● Stated problem
Reproduce the listing below without changes, except that pictures are left out.

● Stored data

══════

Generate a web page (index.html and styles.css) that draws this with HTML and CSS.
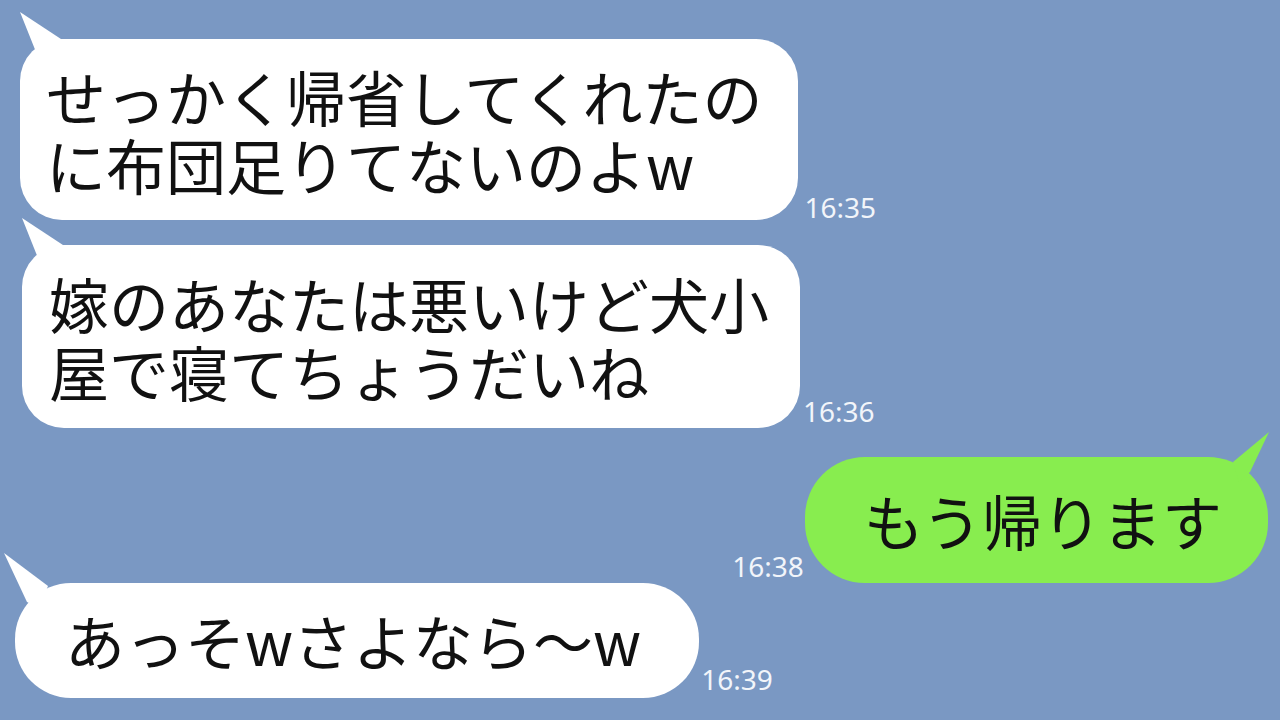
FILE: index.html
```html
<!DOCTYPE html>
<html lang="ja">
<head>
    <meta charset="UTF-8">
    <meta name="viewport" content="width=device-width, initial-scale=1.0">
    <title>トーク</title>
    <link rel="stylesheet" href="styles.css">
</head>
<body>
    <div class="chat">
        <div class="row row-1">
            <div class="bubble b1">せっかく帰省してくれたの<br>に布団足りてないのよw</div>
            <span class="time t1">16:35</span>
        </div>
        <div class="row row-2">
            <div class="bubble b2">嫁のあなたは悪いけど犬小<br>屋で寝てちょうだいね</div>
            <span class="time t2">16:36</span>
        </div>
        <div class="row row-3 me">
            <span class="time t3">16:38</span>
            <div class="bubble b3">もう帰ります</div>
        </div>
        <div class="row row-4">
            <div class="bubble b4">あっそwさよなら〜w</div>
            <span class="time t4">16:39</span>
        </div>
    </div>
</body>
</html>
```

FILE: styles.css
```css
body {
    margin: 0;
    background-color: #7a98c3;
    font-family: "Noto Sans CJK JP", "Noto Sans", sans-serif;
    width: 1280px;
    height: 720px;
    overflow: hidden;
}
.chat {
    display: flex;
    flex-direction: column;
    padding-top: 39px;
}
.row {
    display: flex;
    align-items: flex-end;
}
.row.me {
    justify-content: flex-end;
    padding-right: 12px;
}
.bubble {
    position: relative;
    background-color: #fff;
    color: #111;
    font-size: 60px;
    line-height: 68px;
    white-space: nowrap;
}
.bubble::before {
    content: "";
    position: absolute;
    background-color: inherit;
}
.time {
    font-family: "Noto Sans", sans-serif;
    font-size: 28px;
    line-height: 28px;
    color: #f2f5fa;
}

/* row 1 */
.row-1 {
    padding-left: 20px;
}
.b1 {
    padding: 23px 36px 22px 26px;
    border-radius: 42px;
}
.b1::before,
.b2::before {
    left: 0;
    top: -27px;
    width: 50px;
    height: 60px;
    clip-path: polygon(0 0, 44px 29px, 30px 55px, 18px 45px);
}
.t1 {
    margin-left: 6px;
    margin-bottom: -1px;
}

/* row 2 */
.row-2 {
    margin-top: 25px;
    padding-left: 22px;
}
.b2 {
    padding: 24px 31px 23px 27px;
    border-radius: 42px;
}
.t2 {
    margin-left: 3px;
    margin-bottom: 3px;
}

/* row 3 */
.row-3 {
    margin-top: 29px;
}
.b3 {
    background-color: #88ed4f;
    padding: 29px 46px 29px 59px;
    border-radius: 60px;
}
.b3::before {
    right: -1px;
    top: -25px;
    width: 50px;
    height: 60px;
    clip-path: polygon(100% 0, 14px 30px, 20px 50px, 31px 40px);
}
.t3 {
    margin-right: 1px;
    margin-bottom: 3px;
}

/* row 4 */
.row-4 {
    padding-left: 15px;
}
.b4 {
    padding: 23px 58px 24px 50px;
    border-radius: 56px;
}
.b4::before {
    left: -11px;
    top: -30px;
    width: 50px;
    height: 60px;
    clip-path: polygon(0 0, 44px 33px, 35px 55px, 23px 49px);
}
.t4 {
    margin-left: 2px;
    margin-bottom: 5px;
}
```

══════

● Solution for this exercise
Generate a web page (index.html and styles.css) that draws this with HTML and CSS.
FILE: index.html
```html
<!DOCTYPE html>
<html lang="ja">
<head>
    <meta charset="UTF-8">
    <meta name="viewport" content="width=device-width, initial-scale=1.0">
    <title>トーク</title>
    <link rel="stylesheet" href="styles.css">
</head>
<body>
    <div class="chat">
        <div class="row row-1">
            <div class="bubble b1">せっかく帰省してくれたの<br>に布団足りてないのよw</div>
            <span class="time t1">16:35</span>
        </div>
        <div class="row row-2">
            <div class="bubble b2">嫁のあなたは悪いけど犬小<br>屋で寝てちょうだいね</div>
            <span class="time t2">16:36</span>
        </div>
        <div class="row row-3 me">
            <span class="time t3">16:38</span>
            <div class="bubble b3">もう帰ります</div>
        </div>
        <div class="row row-4">
            <div class="bubble b4">あっそwさよなら〜w</div>
            <span class="time t4">16:39</span>
        </div>
    </div>
</body>
</html>
```

FILE: styles.css
```css
body {
    margin: 0;
    background-color: #7a98c3;
    font-family: "Noto Sans CJK JP", "Noto Sans", sans-serif;
    width: 1280px;
    height: 720px;
    overflow: hidden;
}
.chat {
    display: flex;
    flex-direction: column;
    padding-top: 39px;
}
.row {
    display: flex;
    align-items: flex-end;
}
.row.me {
    justify-content: flex-end;
    padding-right: 12px;
}
.bubble {
    position: relative;
    background-color: #fff;
    color: #111;
    font-size: 60px;
    line-height: 68px;
    white-space: nowrap;
}
.bubble::before {
    content: "";
    position: absolute;
    background-color: inherit;
}
.time {
    font-family: "Noto Sans", sans-serif;
    font-size: 28px;
    line-height: 28px;
    color: #f2f5fa;
}

/* row 1 */
.row-1 {
    padding-left: 20px;
}
.b1 {
    padding: 23px 36px 22px 26px;
    border-radius: 42px;
}
.b1::before,
.b2::before {
    left: 0;
    top: -27px;
    width: 50px;
    height: 60px;
    clip-path: polygon(0 0, 44px 29px, 30px 55px, 18px 45px);
}
.t1 {
    margin-left: 6px;
    margin-bottom: -1px;
}

/* row 2 */
.row-2 {
    margin-top: 25px;
    padding-left: 22px;
}
.b2 {
    padding: 24px 31px 23px 27px;
    border-radius: 42px;
}
.t2 {
    margin-left: 3px;
    margin-bottom: 3px;
}

/* row 3 */
.row-3 {
    margin-top: 29px;
}
.b3 {
    background-color: #88ed4f;
    padding: 29px 46px 29px 59px;
    border-radius: 60px;
}
.b3::before {
    right: -1px;
    top: -25px;
    width: 50px;
    height: 60px;
    clip-path: polygon(100% 0, 14px 30px, 20px 50px, 31px 40px);
}
.t3 {
    margin-right: 1px;
    margin-bottom: 3px;
}

/* row 4 */
.row-4 {
    padding-left: 15px;
}
.b4 {
    padding: 23px 58px 24px 50px;
    border-radius: 56px;
}
.b4::before {
    left: -11px;
    top: -30px;
    width: 50px;
    height: 60px;
    clip-path: polygon(0 0, 44px 33px, 35px 55px, 23px 49px);
}
.t4 {
    margin-left: 2px;
    margin-bottom: 5px;
}
```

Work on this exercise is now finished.